Magic Mushrooms can help smokers kick the habit, a new study states.

Researchers of this small study of 15 people found that psilocybin, an active compound in the magic mushrooms, might help long time smokers quit the habit.

One in every five deaths in the Unites States is due to cigarette smoking. According to the statistics released earlier this year by the Centers for Disease Control and Prevention, an estimated 18.1 percent of American adults smoke cigarettes and it is more prevalent in men (20.5 percent) than in women (15.8 percent).

The report also stated that smoking cigarettes is the leading cause of preventable deaths in the United States. At least 16 million Americans suffer from a smoking-related disease.

The findings of the new research stated that 12 out of the 15 long time smokers successfully quit smoking within six months of starting the psilocybin medication. Psilocybin is a hallucinogenic agent found in magic mushrooms.

Quitting smoking is a difficult task for many thanks to nicotine that has similar effects as heroin or cocaine, explain the researchers at the American Cancer Society. Depressed people tend to take up smoking because of these effects.

For the study, the researchers gave the subjects moderate (20 mg/70 kg) and high doses (30 mg/70 kg) of psilocybin. All the participants were a part of a comprehensive cognitive behaviour therapy smoking cessation program at the Johns Hopkins University School of Medicine.

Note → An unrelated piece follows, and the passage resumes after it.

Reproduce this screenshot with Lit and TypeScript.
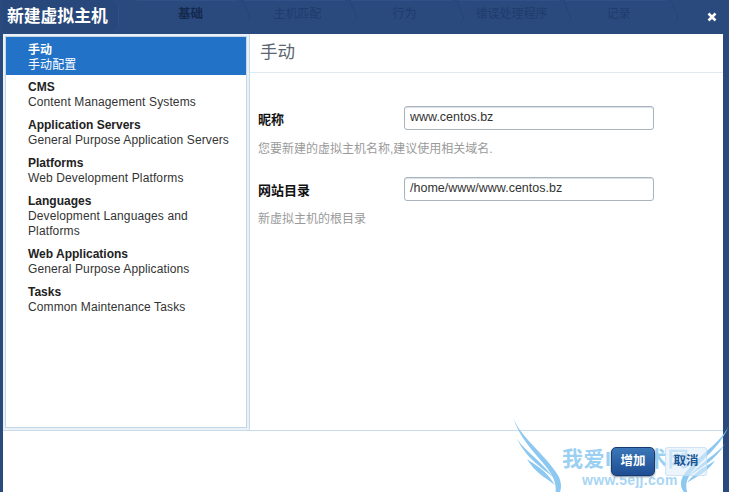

Researchers noted that the prior to the study, 10 men and five women, aged around 51, smoked at least 19 cigarettes per day for 31 years and had six unsuccessful smoking cessation attempts.

According to the researchers, the results are important because varenicline, one of the widely used prescription medications for nicotine addiction, gives just 35 percent success rates, while nicotine replacement and behavioral therapies often provide below 30 percent success.

Despite the positive results of psilocybin, researchers warned people against self-medication.

"Quitting smoking isn't a simple biological reaction to psilocybin, as with other medications that directly affect nicotine receptors," Matthew W. Johnson, corresponding author of the study and an associate professor of psychiatry and behavioural sciences at the Johns Hopkins University School of Medicine, said in a press release.

"When administered after careful preparation and in a therapeutic context, psilocybin can lead to deep reflection about one's life and spark motivation to change."

The study has been published in the Journal of Psychopharmacology.